Türkiye’de mevduat bankası işlevi gören üç devlet bankası var: Ziraat Bankası, Halk Bankası ve Vakıfbank.
London School of Economics’ten (LSE) araştırma görevlisi ve ekonomist Dr. Orkun Saka: Türkiye’deki banka kredilerinin yaklaşık üçte biri devlet bankaları tarafından sağlanıyor ve bunun gelişmiş ülkelere göre halen yüksek bir oran.
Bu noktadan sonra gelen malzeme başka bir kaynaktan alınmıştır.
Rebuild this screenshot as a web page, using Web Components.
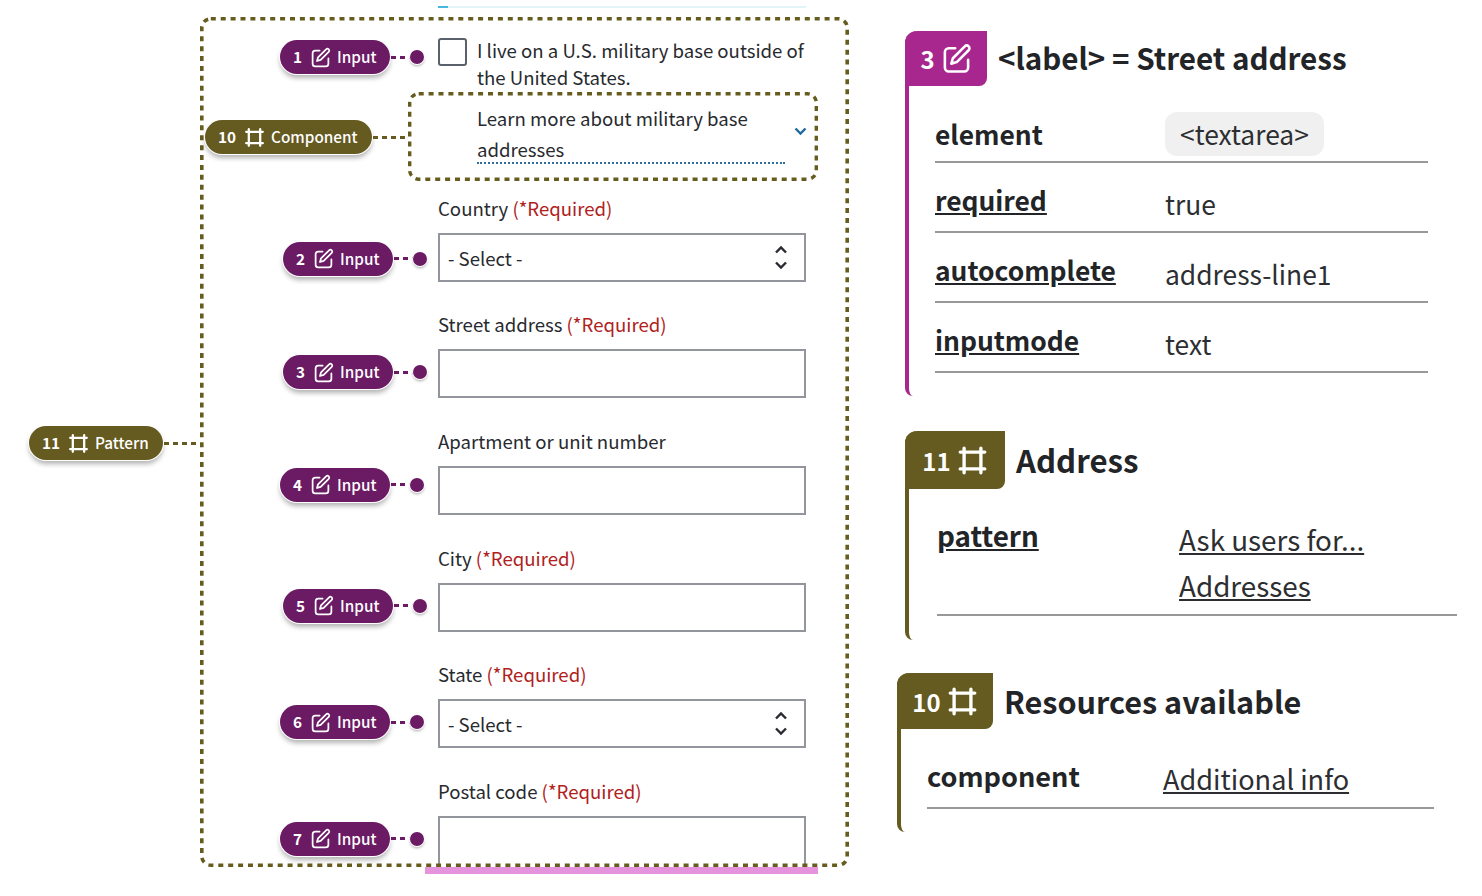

Saka: ”Devlet bankalarının dağıttığı kredilerin yerel seçimler üzerindeki etkisini incelemeye neden karar verdik;
Devletin elindeki üç bankanın 2001 krizinden sonra özelleştirilmesi için planlar yapılmıştı, lakin yapısal hazırlıkların tamamlanmasına rağmen çeşitli bahaneler yüzünden bu pratiğe bir türlü dönüşmedi.
Türkiye’deki devlet bankalarının kredilerinin politik sebeplerle kullanılabileceğini düşündük ve bunu araştırmaya başladık.
Saka: ”Araştırmada genel seçimler yerine yerel seçimleri tercih ettik. Bunun sebebi, rekabetin daha iyi gözlemlenebilir olması. Diğer bir neden ise Yerel seçimlerin beş yıllık döngüler halinde düzenlenmesinin daha iyi bir gözlem olanağı sağlaması.”
“Türkiye’de partiler genel seçimlerde oy oranları üzerinden oransal bir temsil sağlarken, belediye seçimlerinde en çok oyu alan parti kazanıyor. Teorik olarak yerel seçimlerin bu özelliği iktidar partilerinin kritik (yani en yakın rakibiyle çok yakın oy oranlarına sahip olduğu) bölgelere daha çok odaklanmasına sebebiyet verebilir.”
Saka: “Oyların birbirine yakın olduğu şehirlerin, parti temsili dışında diğer ekonomik açılardan da birbirlerine benzeyebileceklerini düşündük. O yüzden buralarda seçim civarında yaşanan pozitif veya negatif yönlü devlet bankası kredi değişimlerinin, talep yönünden değil de daha çok arz yönünden geldiğini iddia edebiliriz.”